begin Data

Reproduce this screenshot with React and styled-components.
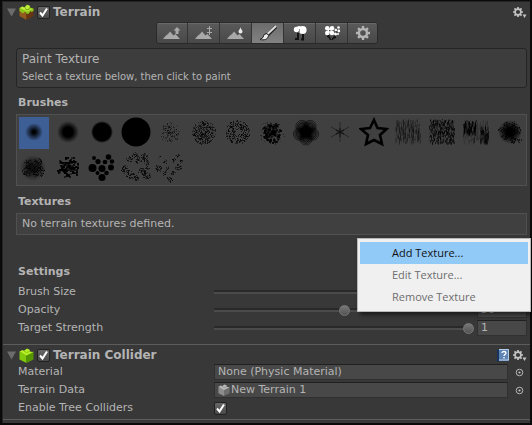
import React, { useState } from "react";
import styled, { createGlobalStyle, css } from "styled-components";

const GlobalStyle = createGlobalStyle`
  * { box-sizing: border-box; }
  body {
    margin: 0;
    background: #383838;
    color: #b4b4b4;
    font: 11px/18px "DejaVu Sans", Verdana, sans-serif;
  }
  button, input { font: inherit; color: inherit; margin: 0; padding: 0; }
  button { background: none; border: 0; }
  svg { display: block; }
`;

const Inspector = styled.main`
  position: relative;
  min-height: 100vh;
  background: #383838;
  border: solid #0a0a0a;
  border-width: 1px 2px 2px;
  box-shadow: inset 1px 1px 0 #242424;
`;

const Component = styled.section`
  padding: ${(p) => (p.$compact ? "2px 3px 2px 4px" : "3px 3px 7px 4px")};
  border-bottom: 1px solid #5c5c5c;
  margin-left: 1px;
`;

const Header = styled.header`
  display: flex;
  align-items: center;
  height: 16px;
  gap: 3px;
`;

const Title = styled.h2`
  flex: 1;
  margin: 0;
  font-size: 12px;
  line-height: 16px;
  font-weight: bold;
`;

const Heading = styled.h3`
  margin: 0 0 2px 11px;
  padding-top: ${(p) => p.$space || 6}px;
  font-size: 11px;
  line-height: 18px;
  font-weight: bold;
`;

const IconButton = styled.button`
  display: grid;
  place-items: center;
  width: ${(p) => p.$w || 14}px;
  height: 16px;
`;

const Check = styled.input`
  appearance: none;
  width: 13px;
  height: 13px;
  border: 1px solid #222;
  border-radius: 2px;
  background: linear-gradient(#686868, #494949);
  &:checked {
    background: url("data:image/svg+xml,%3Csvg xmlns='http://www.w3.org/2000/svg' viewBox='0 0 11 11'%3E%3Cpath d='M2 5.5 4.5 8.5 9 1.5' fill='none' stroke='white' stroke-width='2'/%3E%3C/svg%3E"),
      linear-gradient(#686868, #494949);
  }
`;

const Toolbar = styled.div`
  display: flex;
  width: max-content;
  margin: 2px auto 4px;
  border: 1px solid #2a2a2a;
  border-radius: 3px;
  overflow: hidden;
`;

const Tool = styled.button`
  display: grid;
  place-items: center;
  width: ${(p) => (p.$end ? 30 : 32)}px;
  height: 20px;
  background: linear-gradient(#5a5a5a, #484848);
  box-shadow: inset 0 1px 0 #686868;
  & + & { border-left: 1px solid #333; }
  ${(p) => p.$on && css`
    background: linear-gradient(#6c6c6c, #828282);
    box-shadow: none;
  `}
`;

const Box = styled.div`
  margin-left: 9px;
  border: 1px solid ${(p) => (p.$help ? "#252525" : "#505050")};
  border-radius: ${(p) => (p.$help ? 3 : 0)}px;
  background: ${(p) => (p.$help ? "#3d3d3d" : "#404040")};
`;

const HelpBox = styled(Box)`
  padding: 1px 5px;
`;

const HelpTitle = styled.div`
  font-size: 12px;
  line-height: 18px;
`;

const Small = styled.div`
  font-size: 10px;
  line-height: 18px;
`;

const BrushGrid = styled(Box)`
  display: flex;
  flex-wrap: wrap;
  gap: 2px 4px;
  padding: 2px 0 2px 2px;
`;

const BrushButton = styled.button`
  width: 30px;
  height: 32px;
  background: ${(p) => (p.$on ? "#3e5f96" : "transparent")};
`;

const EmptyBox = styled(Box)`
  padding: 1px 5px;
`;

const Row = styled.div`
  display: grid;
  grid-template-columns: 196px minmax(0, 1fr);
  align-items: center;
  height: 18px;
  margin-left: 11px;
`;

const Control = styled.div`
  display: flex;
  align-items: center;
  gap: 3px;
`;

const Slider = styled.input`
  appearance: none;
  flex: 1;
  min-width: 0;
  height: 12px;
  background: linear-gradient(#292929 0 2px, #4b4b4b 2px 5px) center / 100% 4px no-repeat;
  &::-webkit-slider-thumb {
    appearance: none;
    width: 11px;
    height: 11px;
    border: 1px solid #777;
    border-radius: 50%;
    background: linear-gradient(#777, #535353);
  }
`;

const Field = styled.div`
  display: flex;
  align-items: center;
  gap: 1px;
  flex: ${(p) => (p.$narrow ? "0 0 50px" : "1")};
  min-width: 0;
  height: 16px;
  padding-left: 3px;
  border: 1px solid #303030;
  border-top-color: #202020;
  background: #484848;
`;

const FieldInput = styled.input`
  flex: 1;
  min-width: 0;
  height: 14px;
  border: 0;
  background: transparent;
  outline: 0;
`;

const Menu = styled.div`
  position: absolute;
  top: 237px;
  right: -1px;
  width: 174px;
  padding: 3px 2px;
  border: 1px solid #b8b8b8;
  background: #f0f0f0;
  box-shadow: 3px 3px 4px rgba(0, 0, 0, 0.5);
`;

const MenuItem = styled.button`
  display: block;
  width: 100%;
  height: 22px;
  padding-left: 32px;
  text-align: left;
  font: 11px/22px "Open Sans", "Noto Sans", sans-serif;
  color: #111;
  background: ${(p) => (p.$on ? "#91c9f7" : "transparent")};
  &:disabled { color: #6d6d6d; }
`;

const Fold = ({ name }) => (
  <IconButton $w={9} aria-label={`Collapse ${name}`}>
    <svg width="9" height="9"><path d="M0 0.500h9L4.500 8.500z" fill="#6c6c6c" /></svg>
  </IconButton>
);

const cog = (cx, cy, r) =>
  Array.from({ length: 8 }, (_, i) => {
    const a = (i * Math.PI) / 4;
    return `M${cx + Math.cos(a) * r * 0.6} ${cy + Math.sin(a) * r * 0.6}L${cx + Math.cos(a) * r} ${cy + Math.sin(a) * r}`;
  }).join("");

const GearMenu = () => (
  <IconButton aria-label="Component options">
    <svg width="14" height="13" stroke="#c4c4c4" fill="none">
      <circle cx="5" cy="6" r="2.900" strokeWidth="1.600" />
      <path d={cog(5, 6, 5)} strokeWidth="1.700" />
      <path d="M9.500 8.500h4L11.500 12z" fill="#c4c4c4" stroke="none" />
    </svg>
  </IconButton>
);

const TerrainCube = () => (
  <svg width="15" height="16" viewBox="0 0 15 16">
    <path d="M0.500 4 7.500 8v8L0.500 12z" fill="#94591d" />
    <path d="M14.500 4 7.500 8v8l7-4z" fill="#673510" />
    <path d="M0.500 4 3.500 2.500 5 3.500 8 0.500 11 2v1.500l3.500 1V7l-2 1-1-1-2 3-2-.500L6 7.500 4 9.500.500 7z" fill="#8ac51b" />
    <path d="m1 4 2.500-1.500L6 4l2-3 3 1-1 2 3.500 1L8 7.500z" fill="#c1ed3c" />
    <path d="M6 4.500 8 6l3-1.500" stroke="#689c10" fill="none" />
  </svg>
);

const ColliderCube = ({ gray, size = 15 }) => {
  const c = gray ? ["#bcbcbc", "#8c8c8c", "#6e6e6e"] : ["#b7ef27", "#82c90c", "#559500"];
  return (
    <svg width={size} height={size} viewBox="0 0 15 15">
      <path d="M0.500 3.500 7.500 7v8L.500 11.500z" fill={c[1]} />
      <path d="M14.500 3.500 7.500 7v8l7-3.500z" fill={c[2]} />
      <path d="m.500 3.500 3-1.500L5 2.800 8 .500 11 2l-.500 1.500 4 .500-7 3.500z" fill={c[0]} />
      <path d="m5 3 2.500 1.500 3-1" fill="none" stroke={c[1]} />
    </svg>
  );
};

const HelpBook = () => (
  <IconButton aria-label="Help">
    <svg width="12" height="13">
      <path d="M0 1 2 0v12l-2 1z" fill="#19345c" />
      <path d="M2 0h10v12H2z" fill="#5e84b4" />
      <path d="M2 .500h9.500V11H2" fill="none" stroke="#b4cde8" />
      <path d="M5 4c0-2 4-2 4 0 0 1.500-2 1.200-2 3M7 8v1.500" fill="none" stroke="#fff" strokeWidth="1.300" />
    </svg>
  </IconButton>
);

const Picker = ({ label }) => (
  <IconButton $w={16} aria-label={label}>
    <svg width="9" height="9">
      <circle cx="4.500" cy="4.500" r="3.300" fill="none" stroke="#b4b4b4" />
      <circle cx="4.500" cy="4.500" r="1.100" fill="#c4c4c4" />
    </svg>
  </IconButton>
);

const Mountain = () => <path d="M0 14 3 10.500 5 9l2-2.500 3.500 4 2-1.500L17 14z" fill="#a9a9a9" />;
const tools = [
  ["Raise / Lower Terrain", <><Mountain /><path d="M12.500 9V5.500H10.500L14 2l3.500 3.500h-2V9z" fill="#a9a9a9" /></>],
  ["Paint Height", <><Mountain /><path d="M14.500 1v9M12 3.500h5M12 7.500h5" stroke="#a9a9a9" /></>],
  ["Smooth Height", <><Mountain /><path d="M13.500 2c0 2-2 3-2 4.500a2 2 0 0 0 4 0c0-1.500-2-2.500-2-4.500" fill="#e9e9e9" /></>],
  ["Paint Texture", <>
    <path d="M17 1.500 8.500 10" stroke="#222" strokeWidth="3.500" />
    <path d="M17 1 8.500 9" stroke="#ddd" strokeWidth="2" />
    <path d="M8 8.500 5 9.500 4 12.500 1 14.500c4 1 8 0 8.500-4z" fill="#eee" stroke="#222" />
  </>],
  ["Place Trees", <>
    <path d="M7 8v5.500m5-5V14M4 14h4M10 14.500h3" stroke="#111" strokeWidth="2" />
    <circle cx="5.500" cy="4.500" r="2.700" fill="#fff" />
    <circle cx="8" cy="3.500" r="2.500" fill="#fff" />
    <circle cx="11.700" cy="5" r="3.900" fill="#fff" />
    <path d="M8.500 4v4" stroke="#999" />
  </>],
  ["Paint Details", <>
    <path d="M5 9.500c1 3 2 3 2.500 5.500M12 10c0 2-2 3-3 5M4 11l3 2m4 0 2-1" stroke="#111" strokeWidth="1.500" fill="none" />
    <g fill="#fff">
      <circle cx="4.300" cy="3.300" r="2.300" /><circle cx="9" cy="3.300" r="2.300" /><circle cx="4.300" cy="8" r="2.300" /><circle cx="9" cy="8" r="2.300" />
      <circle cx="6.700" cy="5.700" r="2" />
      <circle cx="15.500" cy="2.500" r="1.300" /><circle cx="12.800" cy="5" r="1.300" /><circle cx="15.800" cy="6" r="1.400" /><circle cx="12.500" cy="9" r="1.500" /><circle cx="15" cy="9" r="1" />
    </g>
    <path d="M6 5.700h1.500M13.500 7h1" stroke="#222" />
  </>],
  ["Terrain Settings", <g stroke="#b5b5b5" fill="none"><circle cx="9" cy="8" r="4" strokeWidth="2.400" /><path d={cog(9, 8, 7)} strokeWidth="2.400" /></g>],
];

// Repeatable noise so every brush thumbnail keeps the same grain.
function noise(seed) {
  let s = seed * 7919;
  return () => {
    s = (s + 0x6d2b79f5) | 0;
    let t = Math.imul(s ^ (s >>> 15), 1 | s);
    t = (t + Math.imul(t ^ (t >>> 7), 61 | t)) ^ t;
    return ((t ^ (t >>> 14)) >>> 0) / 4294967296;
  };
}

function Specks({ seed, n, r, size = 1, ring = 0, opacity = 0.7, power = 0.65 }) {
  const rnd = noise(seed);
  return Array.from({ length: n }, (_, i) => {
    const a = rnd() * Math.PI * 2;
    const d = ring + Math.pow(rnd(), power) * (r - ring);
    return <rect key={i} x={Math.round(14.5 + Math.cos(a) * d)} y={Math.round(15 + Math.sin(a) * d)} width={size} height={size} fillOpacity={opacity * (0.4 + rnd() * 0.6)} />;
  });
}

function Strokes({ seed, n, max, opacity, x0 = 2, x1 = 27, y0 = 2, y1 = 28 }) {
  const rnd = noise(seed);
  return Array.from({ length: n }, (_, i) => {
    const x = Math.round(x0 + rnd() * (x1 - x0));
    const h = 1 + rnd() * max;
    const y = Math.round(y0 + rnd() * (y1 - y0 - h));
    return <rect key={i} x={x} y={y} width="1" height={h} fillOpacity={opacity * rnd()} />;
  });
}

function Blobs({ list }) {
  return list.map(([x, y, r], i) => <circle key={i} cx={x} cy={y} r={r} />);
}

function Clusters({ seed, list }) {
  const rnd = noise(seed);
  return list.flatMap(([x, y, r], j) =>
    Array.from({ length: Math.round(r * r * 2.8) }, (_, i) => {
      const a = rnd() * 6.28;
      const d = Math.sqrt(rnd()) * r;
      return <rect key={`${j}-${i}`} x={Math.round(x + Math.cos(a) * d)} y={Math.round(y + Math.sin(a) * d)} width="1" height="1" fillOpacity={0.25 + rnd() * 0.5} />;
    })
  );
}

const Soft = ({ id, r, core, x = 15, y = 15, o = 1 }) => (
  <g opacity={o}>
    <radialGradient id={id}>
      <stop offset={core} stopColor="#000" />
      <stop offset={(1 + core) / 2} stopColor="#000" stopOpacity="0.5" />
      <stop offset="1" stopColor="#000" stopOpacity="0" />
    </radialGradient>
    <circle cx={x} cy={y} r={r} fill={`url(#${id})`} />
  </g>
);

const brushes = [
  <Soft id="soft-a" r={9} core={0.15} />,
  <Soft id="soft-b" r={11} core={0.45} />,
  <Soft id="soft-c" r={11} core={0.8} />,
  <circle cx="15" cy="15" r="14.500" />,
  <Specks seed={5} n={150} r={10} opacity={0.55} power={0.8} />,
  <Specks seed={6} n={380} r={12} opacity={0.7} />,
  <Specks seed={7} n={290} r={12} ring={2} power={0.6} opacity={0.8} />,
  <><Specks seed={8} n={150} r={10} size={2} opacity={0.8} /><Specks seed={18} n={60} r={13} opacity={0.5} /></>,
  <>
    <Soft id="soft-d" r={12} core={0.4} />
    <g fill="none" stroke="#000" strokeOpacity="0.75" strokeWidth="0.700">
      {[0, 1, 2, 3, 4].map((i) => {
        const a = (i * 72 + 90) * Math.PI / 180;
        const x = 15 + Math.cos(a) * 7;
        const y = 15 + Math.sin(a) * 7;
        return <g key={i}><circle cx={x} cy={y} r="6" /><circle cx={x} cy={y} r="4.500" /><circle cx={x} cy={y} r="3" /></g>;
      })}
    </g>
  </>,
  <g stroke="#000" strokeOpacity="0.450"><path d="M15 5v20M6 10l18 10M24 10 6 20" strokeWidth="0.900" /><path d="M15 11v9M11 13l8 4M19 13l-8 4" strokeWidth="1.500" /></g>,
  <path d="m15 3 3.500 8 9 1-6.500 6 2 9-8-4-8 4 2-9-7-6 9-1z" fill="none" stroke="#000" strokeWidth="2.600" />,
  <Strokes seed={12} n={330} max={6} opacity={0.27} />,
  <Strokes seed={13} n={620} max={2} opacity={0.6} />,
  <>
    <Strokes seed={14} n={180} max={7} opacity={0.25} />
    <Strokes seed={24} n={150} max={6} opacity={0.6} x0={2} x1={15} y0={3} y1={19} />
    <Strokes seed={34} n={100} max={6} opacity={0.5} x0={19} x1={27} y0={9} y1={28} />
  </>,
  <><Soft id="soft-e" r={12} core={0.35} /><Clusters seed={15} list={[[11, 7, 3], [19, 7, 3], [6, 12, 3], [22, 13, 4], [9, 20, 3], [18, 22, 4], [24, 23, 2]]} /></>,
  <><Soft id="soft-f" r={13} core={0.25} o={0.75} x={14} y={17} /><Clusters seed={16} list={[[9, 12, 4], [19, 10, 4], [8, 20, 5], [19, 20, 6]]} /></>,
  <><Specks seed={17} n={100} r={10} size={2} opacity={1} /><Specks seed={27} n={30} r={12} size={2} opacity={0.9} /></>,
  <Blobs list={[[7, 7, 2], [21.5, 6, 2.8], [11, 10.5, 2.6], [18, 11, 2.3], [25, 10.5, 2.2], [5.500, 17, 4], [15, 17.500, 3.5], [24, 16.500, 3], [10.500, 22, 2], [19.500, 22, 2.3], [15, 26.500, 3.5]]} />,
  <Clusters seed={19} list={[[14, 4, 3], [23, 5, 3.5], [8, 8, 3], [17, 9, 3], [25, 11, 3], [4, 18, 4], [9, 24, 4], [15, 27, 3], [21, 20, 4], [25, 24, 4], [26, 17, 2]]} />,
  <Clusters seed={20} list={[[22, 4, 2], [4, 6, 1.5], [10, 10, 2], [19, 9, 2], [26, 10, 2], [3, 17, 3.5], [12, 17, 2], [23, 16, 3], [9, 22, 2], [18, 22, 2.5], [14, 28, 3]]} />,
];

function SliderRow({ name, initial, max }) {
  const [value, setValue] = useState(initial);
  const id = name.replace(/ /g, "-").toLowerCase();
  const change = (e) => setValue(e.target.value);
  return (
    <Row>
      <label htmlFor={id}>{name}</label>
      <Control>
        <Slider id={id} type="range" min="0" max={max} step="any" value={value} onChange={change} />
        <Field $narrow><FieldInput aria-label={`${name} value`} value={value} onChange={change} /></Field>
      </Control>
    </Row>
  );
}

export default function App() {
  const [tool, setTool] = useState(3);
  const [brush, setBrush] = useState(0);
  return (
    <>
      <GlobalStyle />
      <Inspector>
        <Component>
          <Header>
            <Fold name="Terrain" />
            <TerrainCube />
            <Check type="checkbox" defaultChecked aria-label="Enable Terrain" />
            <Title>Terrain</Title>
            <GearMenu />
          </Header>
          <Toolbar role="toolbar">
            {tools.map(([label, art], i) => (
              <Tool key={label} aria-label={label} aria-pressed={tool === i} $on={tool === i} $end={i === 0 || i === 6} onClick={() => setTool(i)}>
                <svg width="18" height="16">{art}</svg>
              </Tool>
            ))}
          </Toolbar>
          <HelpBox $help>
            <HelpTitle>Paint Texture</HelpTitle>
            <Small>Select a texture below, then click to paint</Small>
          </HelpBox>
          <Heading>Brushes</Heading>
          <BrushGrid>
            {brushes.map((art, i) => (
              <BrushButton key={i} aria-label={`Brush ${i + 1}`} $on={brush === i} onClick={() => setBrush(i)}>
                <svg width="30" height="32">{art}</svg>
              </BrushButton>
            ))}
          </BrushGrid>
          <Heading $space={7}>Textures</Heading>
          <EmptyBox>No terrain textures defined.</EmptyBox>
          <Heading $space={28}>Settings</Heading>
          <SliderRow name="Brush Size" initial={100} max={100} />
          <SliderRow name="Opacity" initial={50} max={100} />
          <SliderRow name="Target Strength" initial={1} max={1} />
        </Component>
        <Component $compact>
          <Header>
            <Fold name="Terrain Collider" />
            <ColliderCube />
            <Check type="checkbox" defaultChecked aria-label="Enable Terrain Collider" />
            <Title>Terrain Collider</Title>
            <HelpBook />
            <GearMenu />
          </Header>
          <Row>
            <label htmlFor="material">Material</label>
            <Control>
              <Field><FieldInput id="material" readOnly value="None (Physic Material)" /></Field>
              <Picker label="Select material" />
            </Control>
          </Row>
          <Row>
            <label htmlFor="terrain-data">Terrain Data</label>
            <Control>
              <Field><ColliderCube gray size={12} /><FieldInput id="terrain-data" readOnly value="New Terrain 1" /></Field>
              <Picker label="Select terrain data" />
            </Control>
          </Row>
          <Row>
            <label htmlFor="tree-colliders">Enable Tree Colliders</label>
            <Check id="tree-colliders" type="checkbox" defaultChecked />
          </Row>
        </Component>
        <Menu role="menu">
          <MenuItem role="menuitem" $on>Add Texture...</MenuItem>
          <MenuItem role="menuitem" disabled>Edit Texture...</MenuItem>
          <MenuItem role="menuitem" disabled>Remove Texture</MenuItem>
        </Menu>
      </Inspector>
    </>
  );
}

end Data

● Exercise objective
Search the data for "React" and list every line in which it occurs.

● Written response
Reproduce this screenshot with React and styled-components.
import React, { useState } from "react";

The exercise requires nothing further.